According to the website—the project of mathematician Spencer Greenberg—believing "there is too much political correctness in this country" was the second most reliable predictor of whether a given person intended to vote for Trump. The only better predictor was party affiliation: despite an abnormal campaign featuring an abnormal candidate, it remained the case that the overwhelming majority of Republicans voted for the Republican candidate, and the overwhelming majority of Democrats voted for the Democratic candidate.

But being anti-P.C. correlated more strongly with being pro-Trump than just about anything else: it beat out social conservatism, protectionism, and anti-immigration as predictive tendencies.

"Nowadays, as the right sees it, the left has won the culture war and controls the media, the universities, Hollywood and the education of everyone's children," Jonathan Haidt, a psychologist at New York University, told Politico in the recent article that made me aware of Greenberg's survey data. "Many of them think that they are the victims, they are fighting back against powerful and oppressive forces, and their animosities are related to that worldview."

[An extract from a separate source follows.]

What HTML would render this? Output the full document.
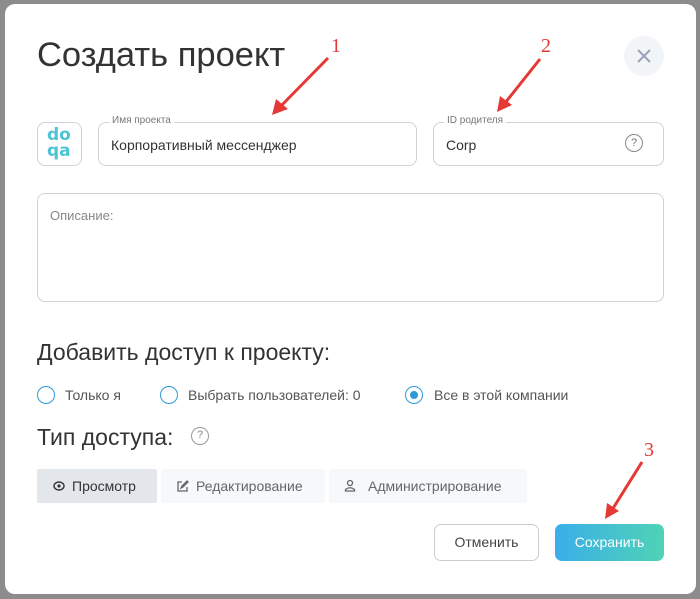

It's always tempting to make too much of this information, and the truth remains that the election was so close—just 100,000 votes across three states made the difference—a number of factors could all share some responsibility for the outcome. Whenever anyone says this is why Trump won, they are often telling only part of the story. That's as true for P.C.-backlash as it is for the James Comey letter.

Nor does this data validate the claim that political correctness is a huge problem, or a problem unique to the left. Just because Trump voters feel like they are being suffocated by liberal political correctness does not make it true.

But it does suggest that playing directly into white, working class America's persecution complex is a terrible strategy for the #Resistance. When progressives shout down conservative speakers and attack their defenders, when they launch social media witch hunts against dissenters, and when their advocacy organizations compromise basic liberal principles in order to punish members of the out-group, they give ammunition to people who believe—quite wrongly—that Trump is a brave truth-teller whose tell-it-like-it-is attitude maintains a sort of safe space for the un-woke.

For more on this subject, read my response to Jacob T. Levy, who is critical of the notion that anti-P.C. sentiments mattered a great deal in the 2016 election. Taking issue with my writings, Levy wrote in December, "A lot of butterflies flapped their wings to bring about the November 8 result, but we have particularly little reason to think [opposition to political correctness] was one of them." I leave it to the readers to decide whether that holds up.